:: Aim of the exercise ::
Go through the data below and copy it exactly, skipping every picture.

:: Data extract ::
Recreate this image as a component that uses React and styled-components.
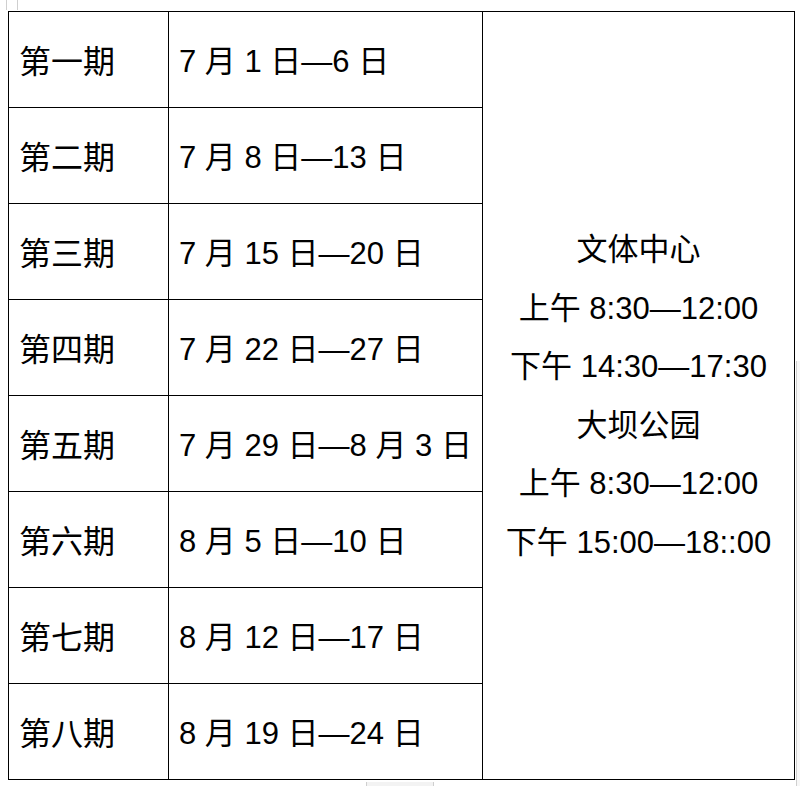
import React from 'react';
import styled, { createGlobalStyle } from 'styled-components';

const GlobalStyle = createGlobalStyle`
    html, body {
        margin: 0;
        padding: 0;
        background: #ffffff;
    }
    body {
        font-family: "Liberation Sans", "Noto Sans CJK SC", sans-serif;
        color: #000000;
    }
`;

const Page = styled.div`
    position: relative;
    width: 800px;
    height: 786px;
    overflow: hidden;
    padding: 11px 0 0 8px;
    box-sizing: border-box;
`;

const Table = styled.table`
    border-collapse: collapse;
    table-layout: fixed;
    width: 786px;
    font-size: 31px;
`;

const Row = styled.tr`
    height: 96px;
`;

const Cell = styled.td`
    border: 1.3px solid #000;
    padding: 0 0 2px ${p => p.$indent || 10}px;
    vertical-align: middle;
    white-space: nowrap;
`;

const Label = styled.span`
    font-size: 32px;
`;

const PlaceCell = styled.td`
    border: 1.3px solid #000;
    text-align: center;
    vertical-align: middle;
    padding: 2px 0 0 0;
    white-space: nowrap;
`;

const Line = styled.div`
    line-height: 58.5px;
`;

/* word editor marks at the page edges */
const Mark = styled.div`
    position: absolute;
    left: ${p => p.$x}px;
    top: ${p => p.$y}px;
    width: ${p => p.$w}px;
    height: ${p => p.$h}px;
    background: ${p => p.$bg || '#f3f3f3'};
    border-left: 1px solid #cfcfcf;
    border-right: 1px solid #cfcfcf;
    box-sizing: border-box;
`;

const periods = [
    ['第一期', '7 月 1 日—6 日'],
    ['第二期', '7 月 8 日—13 日'],
    ['第三期', '7 月 15 日—20 日'],
    ['第四期', '7 月 22 日—27 日'],
    ['第五期', '7 月 29 日—8 月 3 日'],
    ['第六期', '8 月 5 日—10 日'],
    ['第七期', '8 月 12 日—17 日'],
    ['第八期', '8 月 19 日—24 日'],
];

const places = [
    '文体中心',
    '上午 8:30—12:00',
    '下午 14:30—17:30',
    '大坝公园',
    '上午 8:30—12:00',
    '下午 15:00—18::00',
];

const App = () => (
    <Page>
        <GlobalStyle />
        <Mark $x={6} $y={0} $w={12} $h={10} $bg="#ffffff" />
        <Mark $x={796} $y={361} $w={6} $h={425} $bg="#f7f7f7" />
        <Mark $x={366} $y={782} $w={68} $h={6} />
        <Table>
            <colgroup>
                <col style={{ width: 160 }} />
                <col style={{ width: 314 }} />
                <col style={{ width: 312 }} />
            </colgroup>
            <tbody>
                {periods.map(([name, dates], i) => (
                    <Row key={name}>
                        <Cell><Label>{name}</Label></Cell>
                        <Cell>{dates}</Cell>
                        {i === 0 && (
                            <PlaceCell rowSpan={periods.length}>
                                {places.map((p, j) => <Line key={j}>{p}</Line>)}
                            </PlaceCell>
                        )}
                    </Row>
                ))}
            </tbody>
        </Table>
    </Page>
);

export default App;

:: Reply to the exercise ::
Recreate this image as a component that uses React and styled-components.
import React from 'react';
import styled, { createGlobalStyle } from 'styled-components';

const GlobalStyle = createGlobalStyle`
    html, body {
        margin: 0;
        padding: 0;
        background: #ffffff;
    }
    body {
        font-family: "Liberation Sans", "Noto Sans CJK SC", sans-serif;
        color: #000000;
    }
`;

const Page = styled.div`
    position: relative;
    width: 800px;
    height: 786px;
    overflow: hidden;
    padding: 11px 0 0 8px;
    box-sizing: border-box;
`;

const Table = styled.table`
    border-collapse: collapse;
    table-layout: fixed;
    width: 786px;
    font-size: 31px;
`;

const Row = styled.tr`
    height: 96px;
`;

const Cell = styled.td`
    border: 1.3px solid #000;
    padding: 0 0 2px ${p => p.$indent || 10}px;
    vertical-align: middle;
    white-space: nowrap;
`;

const Label = styled.span`
    font-size: 32px;
`;

const PlaceCell = styled.td`
    border: 1.3px solid #000;
    text-align: center;
    vertical-align: middle;
    padding: 2px 0 0 0;
    white-space: nowrap;
`;

const Line = styled.div`
    line-height: 58.5px;
`;

/* word editor marks at the page edges */
const Mark = styled.div`
    position: absolute;
    left: ${p => p.$x}px;
    top: ${p => p.$y}px;
    width: ${p => p.$w}px;
    height: ${p => p.$h}px;
    background: ${p => p.$bg || '#f3f3f3'};
    border-left: 1px solid #cfcfcf;
    border-right: 1px solid #cfcfcf;
    box-sizing: border-box;
`;

const periods = [
    ['第一期', '7 月 1 日—6 日'],
    ['第二期', '7 月 8 日—13 日'],
    ['第三期', '7 月 15 日—20 日'],
    ['第四期', '7 月 22 日—27 日'],
    ['第五期', '7 月 29 日—8 月 3 日'],
    ['第六期', '8 月 5 日—10 日'],
    ['第七期', '8 月 12 日—17 日'],
    ['第八期', '8 月 19 日—24 日'],
];

const places = [
    '文体中心',
    '上午 8:30—12:00',
    '下午 14:30—17:30',
    '大坝公园',
    '上午 8:30—12:00',
    '下午 15:00—18::00',
];

const App = () => (
    <Page>
        <GlobalStyle />
        <Mark $x={6} $y={0} $w={12} $h={10} $bg="#ffffff" />
        <Mark $x={796} $y={361} $w={6} $h={425} $bg="#f7f7f7" />
        <Mark $x={366} $y={782} $w={68} $h={6} />
        <Table>
            <colgroup>
                <col style={{ width: 160 }} />
                <col style={{ width: 314 }} />
                <col style={{ width: 312 }} />
            </colgroup>
            <tbody>
                {periods.map(([name, dates], i) => (
                    <Row key={name}>
                        <Cell><Label>{name}</Label></Cell>
                        <Cell>{dates}</Cell>
                        {i === 0 && (
                            <PlaceCell rowSpan={periods.length}>
                                {places.map((p, j) => <Line key={j}>{p}</Line>)}
                            </PlaceCell>
                        )}
                    </Row>
                ))}
            </tbody>
        </Table>
    </Page>
);

export default App;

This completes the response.